Baby signing

The influence of sign language on your baby's development plus advice on baby signing classes.
Some child development researchers have suggested that babies can start identifying sign language at six months of age; and, while this may seem like an idea that can't fail, there are several factors to consider when thinking of introducing sign language into your baby's stimulation and development.

Baby signing, although not actually defined as a 'language' is devised of simple gestures closely linked to the word/action being signed. If you choose to introduce signing into your baby’s development, it is important to start with very basic signs, for those notions your child is familiar with, for example 'eat', 'drink', 'milk' etc.

It is recommended to start this signing roughly between the ages of 6-9 months, and follow your baby's lead when it comes to devising gestures, for example observe what interests your baby and develop motions for these.
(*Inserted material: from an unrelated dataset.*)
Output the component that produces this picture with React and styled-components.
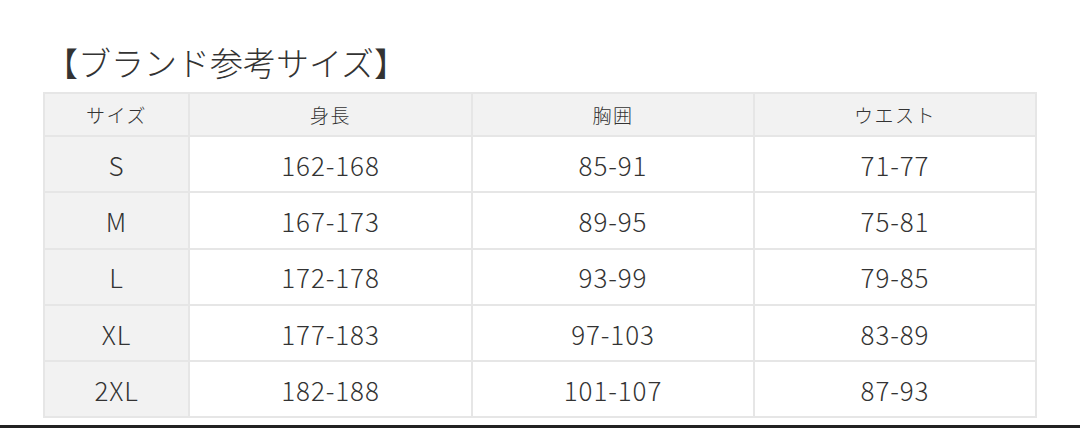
import React from "react";
import styled, { createGlobalStyle } from "styled-components";

const Global = createGlobalStyle`
  html, body { margin: 0; padding: 0; background: #fff; }
  body { font-family: "Noto Sans CJK JP", "Noto Sans", sans-serif; color: #333; }
`;

const Page = styled.div`
  width: 1080px;
  height: 428px;
  box-sizing: border-box;
  padding: 38px 43px 0 43px;
  border-bottom: 3px solid #222;
  overflow: hidden;
`;

const Title = styled.h2`
  margin: 0 0 6px 2px;
  font-size: 33px;
  font-weight: 300;
  line-height: 48px;
  color: #333;
`;

const Table = styled.table`
  border-collapse: collapse;
  width: 992px;
  table-layout: fixed;
`;

const Cell = styled.td`
  border: 2px solid #e6e6e6;
  text-align: center;
  padding: 0;
  background: ${(p) => (p.$shade ? "#f2f2f2" : "#fff")};
  height: ${(p) => (p.$head ? "41px" : "54.3px")};
  font-size: ${(p) => (p.$head ? "19px" : "26px")};
  letter-spacing: ${(p) => (p.$head ? "1.5px" : "0.9px")};
  color: #333;
  font-weight: 300;
`;

const cols = [145, 283, 282, 282];
const head = ["サイズ", "身長", "胸囲", "ウエスト"];
const rows = [
  ["S", "162-168", "85-91", "71-77"],
  ["M", "167-173", "89-95", "75-81"],
  ["L", "172-178", "93-99", "79-85"],
  ["XL", "177-183", "97-103", "83-89"],
  ["2XL", "182-188", "101-107", "87-93"],
];

export default function App() {
  return (
    <>
      <Global />
      <Page>
        <Title>【ブランド参考サイズ】</Title>
        <Table>
          <colgroup>
            {cols.map((w, i) => (
              <col key={i} style={{ width: w }} />
            ))}
          </colgroup>
          <thead>
            <tr>
              {head.map((h) => (
                <Cell as="th" key={h} $head $shade>
                  {h}
                </Cell>
              ))}
            </tr>
          </thead>
          <tbody>
            {rows.map((r) => (
              <tr key={r[0]}>
                {r.map((c, i) => (
                  <Cell key={i} $shade={i === 0}>
                    {c}
                  </Cell>
                ))}
              </tr>
            ))}
          </tbody>
        </Table>
      </Page>
    </>
  );
}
It is important to always speak when signing, and never attempt it in silence. Equally, speaking slowly and clearly, but with a natural tone, as well as keeping each sentence limited to one particular sign are key factors to stick to. It is also advisable to keep consistency levels high within your sign language, but at the same time, accept any attempts from your baby, and welcome these changes. Remember it's all about learning and development, alongside finding whats right for you and your child.

Signing can be extremely beneficial when a child wants to communicate at an age when their spoken language is simply not developed enough to make this happen. However, although there is no evidence that signing delays the development of your child's speech, it is a concern for many parents that signing will take over from the development of their child's speech, causing problems later in their years. Research has suggested that babies learning sign as a first language produce their first signs slightly earlier than babies produce their first spoken words, therefore it can be a worry that sign language becomes the norm for children, even as their speech develops.

On the positive, sign language can help baby's understanding and their expression of language before their development is at a level when they can physically speak it; therefore it can help beat frustration, alongside allowing you to meet your baby's needs quickly, causing less distress and prolonged upset.

There is a wealth of books, CD ROMs, and specific classes dedicated to baby sign language available across the country, however it is possible to use gestures that you already know or have started using on a very basic level. The positive effects of developing a basic baby sign language are obviously wide ranging; from encouraging earlier understanding development, to cutting levels of frustration from both you and your baby.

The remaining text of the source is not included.